Mica was found associated with one or more pods, and scattered books of mica occur elsewhere in the pegmatite. The average percentage of crude mica recovered from rock mined was very low, however. Neither of the attempts made to mine the deposit in 1942 and 1943 was successful.

 

Dick Schooner wrote in his 1958 tome THE MINERALOGY OF THE PORTLAND-EAST HAMPTON-MIDDLETOWN-HADDAM AREA IN CONNECTICUT:

Beryl: "beautiful crystals are still to be found at the State Forest Quarry No. 1"

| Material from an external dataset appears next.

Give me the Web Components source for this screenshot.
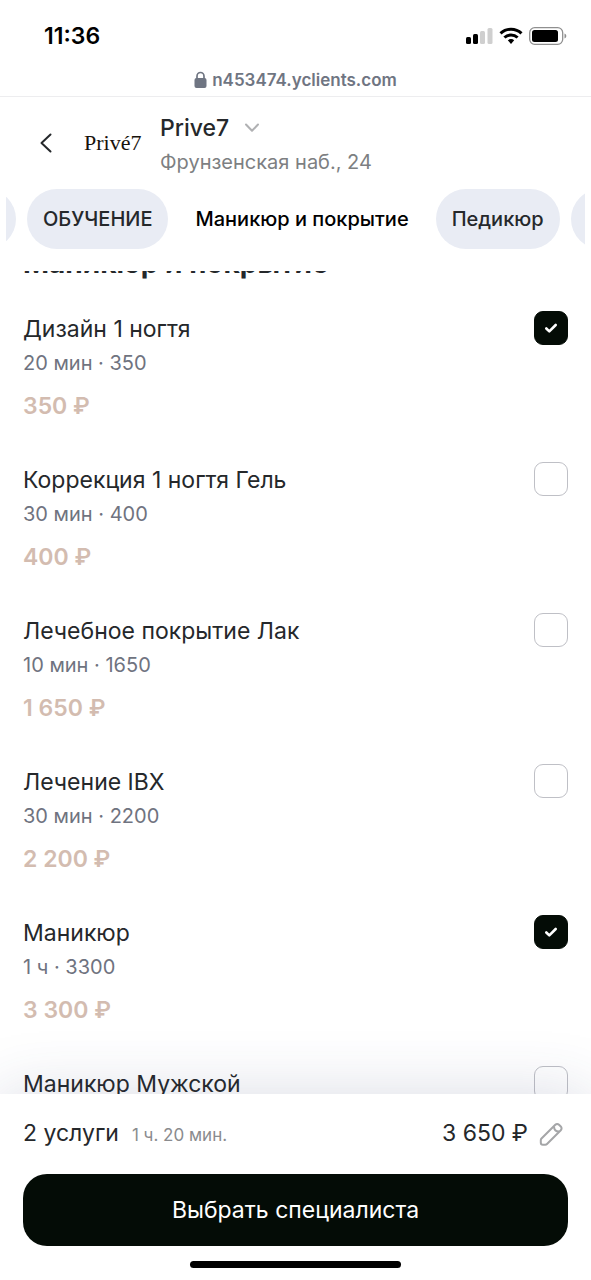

Columbite: occurs at "one of the quarries in Meshomasic State Forest far to the northwest of Lake Pocotopaug, where Ralph Lieser obtained a broken crystal which measured two or three inches across."

Spessartine: "Rather large crystals, up to four inches in diameter, have been collected at the State Forest Quarry No. 1"

Torbernite:  reports its presence at SFQ#1

Uraninite: "Traces are seen at the State Forest Quarry No. 1"

 

In 1960, Robert W. Jones, Jr. reported in LUMINESCENT MINERALS OF CONNECTICUT, the following luminescent minerals at State Forest Quarry No. 1: Albite, Quartz, Scheelite.

In his 1961 work on the whole state (THE MINERALOGY OF CONNECTICUT), Dick Schooner also reports:

Beryl: "The Hall Quarry, in Meshomasic State Forest, on Clark Hill, is a locality for green and yellow crystals, but not gemmy ones."

Spessartine: "Black-stained dark reddish-orange crystals, three or four inches through, and well formed, have come from the Hall Quarry"

 

In 1972, Kathleen Ryerson (ROCK HOUND'S GUIDE TO CONNECTICUT) also reported that albite, quartz, and scheelite occur at SFQ#1.  I have to question the scheelite.  As Cameron above mentions, SFQ#1 was worked for a short time by the Worth Spar Co., which had another quarry farther south on Hog Hill near Middle Haddam.  I have a scheelite well documented from this more southerly quarry that was collected by Dick Schooner and formerly belonged to P. Zodac of Rocks & Minerals magazine, and dealer Larry Conklin.  Therefore, I think Ryerson is confusing the two localities as no one else mentions scheelite on Clark Hill.